We dedicate one week each year to actually teach about books. Of course we use, read and encourage books every day. But one week we really focus on what makes up a book. What a page is, what a cover is, how there are words and pictures on the page and the words are made up of letters. This may seem simple, but our children need to know it all. And it’s an amazing theme!
We teach about the cover, the binding, the author and the illustrator. The page numbers and read the dedication if we find one. We encourage children to do more than enjoy the artwork in a book, but to really look at it and decipher if it’s drawn with a pencil, painted with a brush, made with chalk or marking pen…or if they think it’s something else…a photograph, clay or perhaps cloth.

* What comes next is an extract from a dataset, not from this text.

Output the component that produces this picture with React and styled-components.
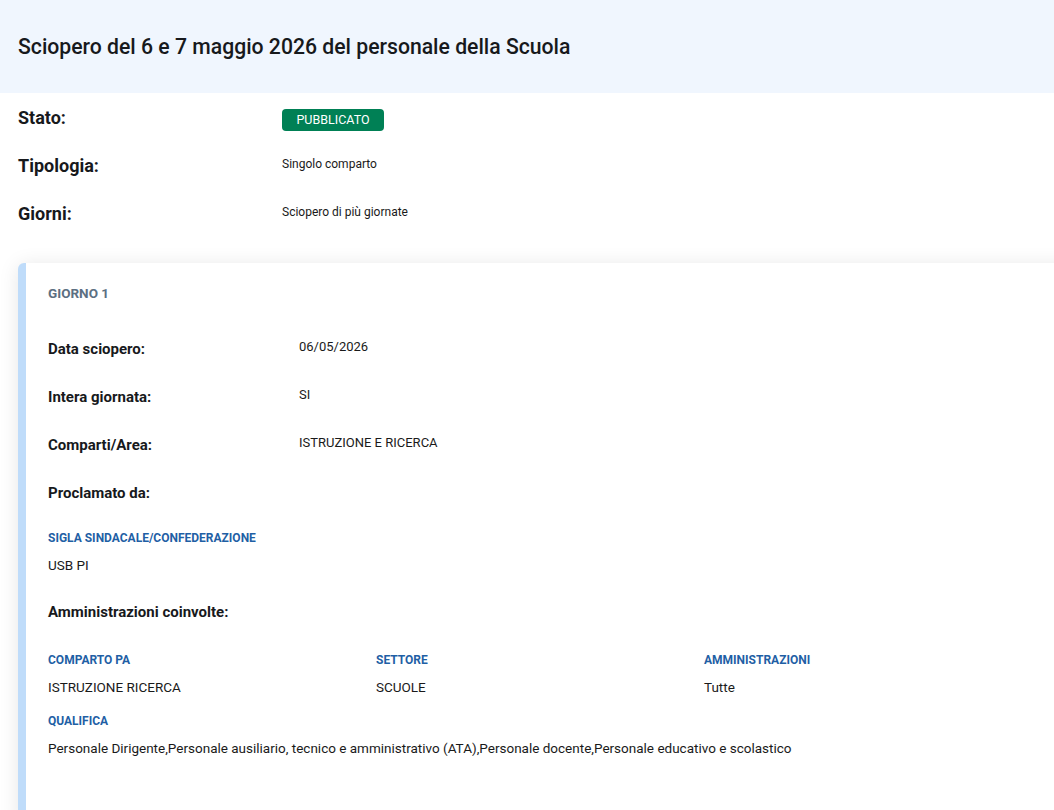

More than that, we love to name the author and the illustrator and see if children can guess if they are a man or a woman, just by their name. Even more fun, is to quiz them on remembering the name of the author and illustrator while reading the book. This is excellent for memory and really personalizes the experience of a book.
Children can develop a higher regard for books than just another “thing” in their life. Someone, a real person wrote the words on this book. They made up the story. Someone, a real person painted the picture that I am looking at. Hey, I can paint! Someday I will write words!!
Of course, the children think one of the best books we have is Julie’s book. It has her picture on it and they know she’s the author. In fact, probably news to most parents is that Julie has one children’s book, privately published and not perfect…but the kids love it. (It’s called The Sock Monster) For that book she is the author and illustrator.
Book learning is fun. Have your child tell you a story. Write it all down, no matter how silly, scary or boring it is. Now they are an author, too.